Many buyers of regional investment properties hail from California and are seeking replacement assets in Northern Nevada to complete their 1031 exchanges, Noursoultanova said. Oftentimes, deals are all-cash transactions, she added.

“Buyers aren’t able to line up favorable financing terms for acquisitions, so many deals being done are all-cash deals — and there’s only so many of those,” Noursoultanova said. “What’s happening is that investors are purchasing one asset that meets their exchange requirements in an all-cash deal versus financing and buying three properties. That’s what’s been happening over the last 12 months, and that’s what’s affecting transaction volume.”


Matt DeRicco

 

Large multifamily properties in Northern Nevada have long been highly desired acquisition targets. Oftentimes, institutional investors can tap into federal financing from Freddie Mac and Fannie Mae for those properties, Noursoultanova added. For smaller assets, however, investors typically turn to regional banks and credit unions for acquisition financing — and the spigot has all but dried up.

“They have tightened up their financing, or it’s become really expensive,” Noursoultanova said. “If you are a seller with a loan that’s at 2 or 3 percent, and you look at pricing that’s almost double, you will reconsider and wait for the cycle of Fed tightening to be completed before revisiting.

“Unless there is a life event or a business reason for a sale, most people are electing to hold off until the market stabilizes and rates go down.”

The cycle that has would-be sellers holding off isn’t expected to change over the next few quarters, said Matt DeRicco, senior adviser for investments at Dickson Commercial Group. The spread added to federal interest rates by financial institutions for lending capital means buyers won’t be taking a look at Northern Nevada anytime soon — DeRicco said the current cycle could last between six and 24 months.

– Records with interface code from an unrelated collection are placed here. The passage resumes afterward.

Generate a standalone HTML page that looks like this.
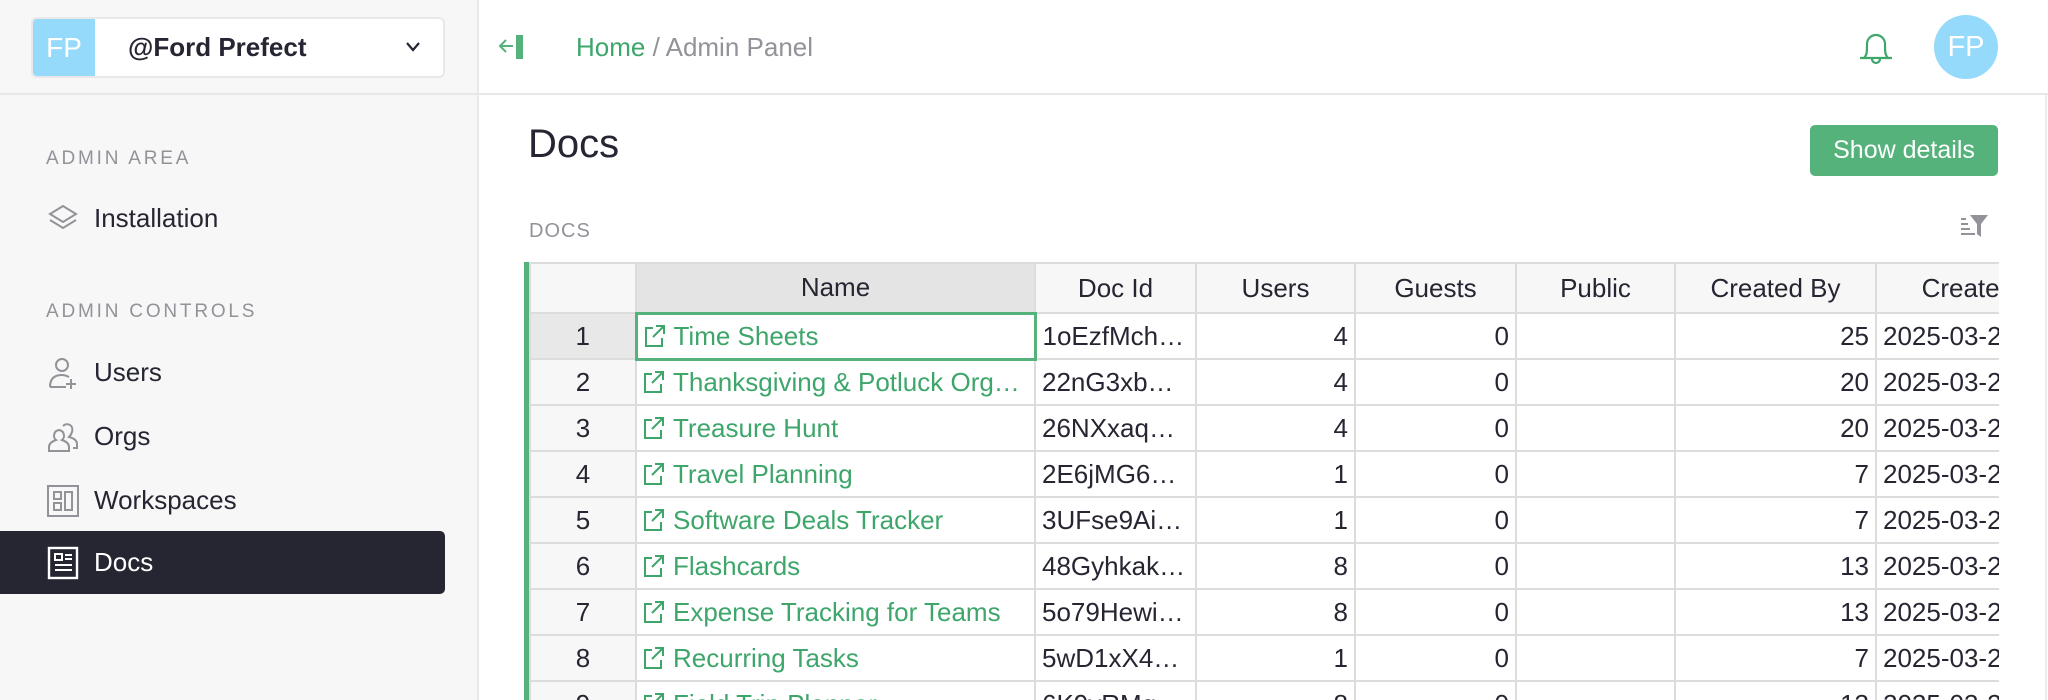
<!DOCTYPE html>
<html><head><meta charset="utf-8"><style>
*{box-sizing:border-box;margin:0;padding:0}
body{width:2048px;height:700px;overflow:hidden;background:#fff;font-family:"Liberation Sans",sans-serif;color:#262633;position:relative}
.abs{position:absolute}
#side{left:0;top:0;width:479px;height:700px;background:#f7f7f7;border-right:2px solid #e8e8e8}
.hdrline{left:0;top:93px;width:2048px;height:2px;background:#e8e8e8}
.sec{font-size:19px;letter-spacing:2.8px;color:#929299;left:46px}
.item{left:0;width:445px;height:63px;font-size:26px;display:flex;align-items:center;padding-left:46px}
.item svg{width:34px;height:34px;margin-right:14px}
.item.act{background:#262633;color:#fff;border-radius:0 5px 5px 0}
table{position:absolute;left:0;top:0;border-collapse:collapse;table-layout:fixed;font-size:26px}
td,th{border:2px solid #dcdcdc;height:46px;white-space:nowrap;overflow:hidden;padding:0 6px;font-weight:normal}
th{background:#f7f7f7;height:50px;border-top:2px solid #dcdcdc}
td.n{background:#f7f7f7;text-align:center}
td.r{text-align:right}
td.g{color:#3ea66b}
td.g svg{width:22px;height:24px;vertical-align:-3px;margin-right:8px}
</style></head><body>
<div id="side" class="abs"></div>
<div class="abs hdrline"></div>
<div class="abs" style="left:2045px;top:95px;width:2px;height:605px;background:#ececec"></div>
<div class="abs" style="left:31px;top:17px;width:414px;height:61px;background:#fff;border:2px solid #e8e8e8;border-radius:6px;overflow:hidden">
<div class="abs" style="left:0;top:0;width:62px;height:57px;background:#95d9fb;color:#fff;font-size:28px;line-height:57px;text-align:center">FP</div>
<div class="abs" style="left:95px;top:0;line-height:57px;font-size:26px;font-weight:bold;color:#262633">@Ford Prefect</div>
<svg class="abs" style="left:372px;top:22px" width="16" height="12" viewBox="0 0 16 12"><path d="M2 2l6 7 6-7" fill="none" stroke="#262633" stroke-width="2.2"/></svg>
</div>
<svg class="abs" style="left:498px;top:34px" width="28" height="26" viewBox="0 0 28 26"><path d="M3 12h12M8 6l-6 6 6 6" fill="none" stroke="#55b27b" stroke-width="2"/><rect x="18" y="1" width="7" height="24" fill="#55b27b"/></svg>
<div class="abs" style="left:576px;top:32px;font-size:26px;color:#929299"><span style="color:#3ea66b">Home</span> / Admin Panel</div>
<svg class="abs" style="left:1856px;top:28px" width="40" height="38" viewBox="0 0 40 38"><path d="M4 30h32M8 30c3-3 3-6 3-14a9 9 0 0 1 18 0c0 8 0 11 3 14M16 31a4 4 0 0 0 8 0" fill="none" stroke="#3ea66b" stroke-width="2.2"/></svg>
<div class="abs" style="left:1934px;top:15px;width:64px;height:64px;border-radius:50%;background:#95d9fb;color:#fff;font-size:29px;line-height:64px;text-align:center">FP</div>
<div class="abs sec" style="top:148px">ADMIN AREA</div>
<div class="abs item" style="top:187px"><svg viewBox="0 0 34 34"><path d="M17 4L4 12l13 8 13-8zM4 18l13 8 13-8" fill="none" stroke="#929299" stroke-width="2"/></svg>Installation</div>
<div class="abs sec" style="top:301px">ADMIN CONTROLS</div>
<div class="abs item" style="top:341px"><svg viewBox="0 0 34 34"><circle cx="16" cy="9" r="6" fill="none" stroke="#929299" stroke-width="2"/><path d="M4 31c0-8 4-12 12-12 3 0 5 1 7 2M4 31h16M25 23v10M20 28h10" fill="none" stroke="#929299" stroke-width="2"/></svg>Users</div>
<div class="abs item" style="top:405px"><svg viewBox="0 0 34 34"><path d="M3 31v-4c0-4 4-6 7-7-3-2-3-9 3-10 6 1 6 8 3 10 3 1 7 3 7 7v4zM17 6c4-4 11-1 9 6-1 3-2 4-3 5 4 1 8 3 8 7v4h-4" fill="none" stroke="#929299" stroke-width="2"/></svg>Orgs</div>
<div class="abs item" style="top:469px"><svg viewBox="0 0 34 34"><rect x="2" y="2" width="30" height="30" fill="none" stroke="#929299" stroke-width="2"/><rect x="8" y="8" width="7" height="7" fill="none" stroke="#929299" stroke-width="2"/><rect x="8" y="19" width="7" height="7" fill="none" stroke="#929299" stroke-width="2"/><rect x="19" y="8" width="7" height="18" fill="none" stroke="#929299" stroke-width="2"/></svg>Workspaces</div>
<div class="abs item act" style="top:531px"><svg viewBox="0 0 34 34"><rect x="3" y="2" width="28" height="30" fill="none" stroke="#fff" stroke-width="2.4"/><rect x="9" y="8" width="7" height="6" fill="none" stroke="#fff" stroke-width="2"/><path d="M19 9h7M19 13h7M9 19h17M9 24h17" stroke="#fff" stroke-width="2"/></svg>Docs</div>
<div class="abs" style="left:528px;top:122px;font-size:40px;font-weight:500">Docs</div>
<div class="abs" style="left:1810px;top:125px;width:188px;height:51px;background:#55b27b;border-radius:5px;color:#fff;font-size:25px;line-height:51px;text-align:center">Show details</div>
<div class="abs" style="left:529px;top:220px;font-size:20px;color:#929299;letter-spacing:1px">DOCS</div>
<svg class="abs" style="left:1960px;top:214px" width="30" height="26" viewBox="0 0 30 26"><path d="M1 5h5M1 10h7M1 15h9M1 20h14" stroke="#929299" stroke-width="2"/><path d="M10 1h18l-7 9v13l-4-3V10z" fill="#929299"/></svg>
<div class="abs" style="left:524px;top:262px;width:5px;height:438px;background:#55b27b"></div>
<div class="abs" style="left:529px;top:262px;width:1470px;height:438px;overflow:hidden">
<table style="width:1560px">
<colgroup><col style="width:106px"><col style="width:399px"><col style="width:161px"><col style="width:159px"><col style="width:161px"><col style="width:159px"><col style="width:201px"><col style="width:214px"></colgroup>
<tr><th></th><th style="background:#e4e4e4">Name</th><th>Doc Id</th><th>Users</th><th>Guests</th><th>Public</th><th>Created By</th><th>Created At</th></tr>
<tr><td class="n" style="background:#e8e8e8">1</td><td class="g" style="border:3px solid #55b27b"><svg viewBox="0 0 22 24"><path d="M9 4H2v18h16v-8M12 2h8v8M20 2L9 13" fill="none" stroke="#3ea66b" stroke-width="2"/></svg>Time Sheets</td><td>1oEzfMch…</td><td class="r">4</td><td class="r">0</td><td></td><td class="r">25</td><td>2025-03-2</td></tr>
<tr><td class="n">2</td><td class="g"><svg viewBox="0 0 22 24"><path d="M9 4H2v18h16v-8M12 2h8v8M20 2L9 13" fill="none" stroke="#3ea66b" stroke-width="2"/></svg>Thanksgiving &amp; Potluck Org…</td><td>22nG3xb…</td><td class="r">4</td><td class="r">0</td><td></td><td class="r">20</td><td>2025-03-2</td></tr>
<tr><td class="n">3</td><td class="g"><svg viewBox="0 0 22 24"><path d="M9 4H2v18h16v-8M12 2h8v8M20 2L9 13" fill="none" stroke="#3ea66b" stroke-width="2"/></svg>Treasure Hunt</td><td>26NXxaq…</td><td class="r">4</td><td class="r">0</td><td></td><td class="r">20</td><td>2025-03-2</td></tr>
<tr><td class="n">4</td><td class="g"><svg viewBox="0 0 22 24"><path d="M9 4H2v18h16v-8M12 2h8v8M20 2L9 13" fill="none" stroke="#3ea66b" stroke-width="2"/></svg>Travel Planning</td><td>2E6jMG6…</td><td class="r">1</td><td class="r">0</td><td></td><td class="r">7</td><td>2025-03-2</td></tr>
<tr><td class="n">5</td><td class="g"><svg viewBox="0 0 22 24"><path d="M9 4H2v18h16v-8M12 2h8v8M20 2L9 13" fill="none" stroke="#3ea66b" stroke-width="2"/></svg>Software Deals Tracker</td><td>3UFse9Ai…</td><td class="r">1</td><td class="r">0</td><td></td><td class="r">7</td><td>2025-03-2</td></tr>
<tr><td class="n">6</td><td class="g"><svg viewBox="0 0 22 24"><path d="M9 4H2v18h16v-8M12 2h8v8M20 2L9 13" fill="none" stroke="#3ea66b" stroke-width="2"/></svg>Flashcards</td><td>48Gyhkak…</td><td class="r">8</td><td class="r">0</td><td></td><td class="r">13</td><td>2025-03-2</td></tr>
<tr><td class="n">7</td><td class="g"><svg viewBox="0 0 22 24"><path d="M9 4H2v18h16v-8M12 2h8v8M20 2L9 13" fill="none" stroke="#3ea66b" stroke-width="2"/></svg>Expense Tracking for Teams</td><td>5o79Hewi…</td><td class="r">8</td><td class="r">0</td><td></td><td class="r">13</td><td>2025-03-2</td></tr>
<tr><td class="n">8</td><td class="g"><svg viewBox="0 0 22 24"><path d="M9 4H2v18h16v-8M12 2h8v8M20 2L9 13" fill="none" stroke="#3ea66b" stroke-width="2"/></svg>Recurring Tasks</td><td>5wD1xX4…</td><td class="r">1</td><td class="r">0</td><td></td><td class="r">7</td><td>2025-03-2</td></tr>
<tr><td class="n">9</td><td class="g"><svg viewBox="0 0 22 24"><path d="M9 4H2v18h16v-8M12 2h8v8M20 2L9 13" fill="none" stroke="#3ea66b" stroke-width="2"/></svg>Field Trip Planner</td><td>6K9yRMg…</td><td class="r">8</td><td class="r">0</td><td></td><td class="r">13</td><td>2025-03-2</td></tr>
</table>
</div>
</body></html>
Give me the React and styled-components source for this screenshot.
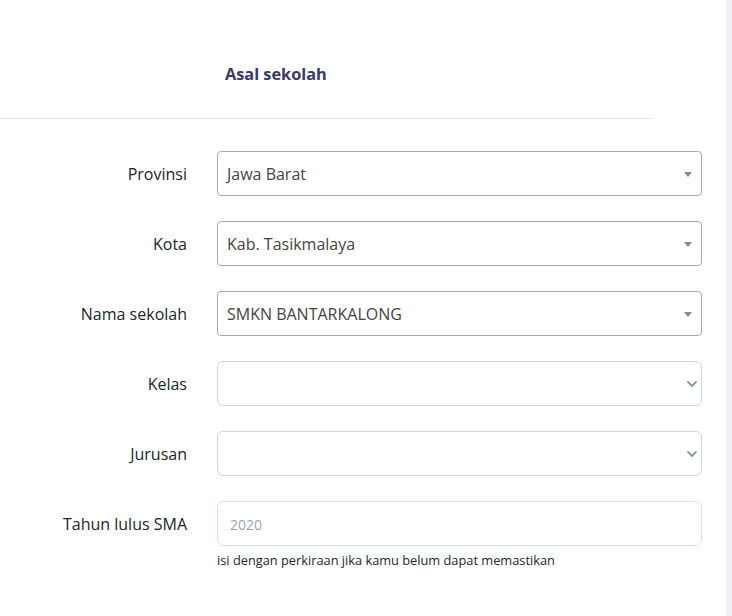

“When you have Fed fund rates in the low 5s (percent), and debt is in the high 6s to low 7s, investment sales aren’t going to transact,” DeRicco said. “Negative leverage makes it tough to justify buying an investment property in Northern Nevada.

Floyd Rowley

 

“We expect transaction volume to remain low until the disconnect between sellers’ and buyers’ expectations changes,” he added. “We don’t expect the sales average to come up until sellers are a little more realistic with pricing expectations, or interest rates come down. A lot of sellers have put their pencils down and are just waiting for everything to settle down on the investment side.”

CBRE’s Noursoultanova agrees that the bottleneck will remain in place over the next two quarters at a minimum.

“We are so interest-rate dependent, and the availability of financing is so important,” she said. “Once there is progress and clearer direction, that will create more momentum. There is so much capital on the sidelines that wants to invest.”

Another factor pressuring sales volume is higher expectations on returns from institutional investors, said Floyd Rowley, founding broker with Rowley Real Estate Advisors. Rowley told NNBW that many institutional investors have raised return thresholds from 5 to 6 percent.

“If you have an $80 million apartment deal, and you add 1 percent to the cost, that’s another $800,000 required to make the deal happen that wasn’t there a year ago,” Rowley said. “Just as interest rates have increased, threshold yields for institutional investors have also increased.

“Combine that line item with inflationary cost increases in labor and materials, and it causes a significant reevaluation of the viability of building from scratch. It also impacts the ability of investors to purchase properties. The combination has led to a drastic reduction in the volume of transactions in our market.”

Until the Federal Reserve signals that it won’t issue any further interest rate raises, the stalemate will continue, Rowley added. The Federal Open Market Committee in July raised interest rates a quarter point to 5.25 to 5.5 percent, and the threat of additional rate hikes remains on the table for the committee’s next three meetings from September through December.

“The market is basically frozen,” Rowley said.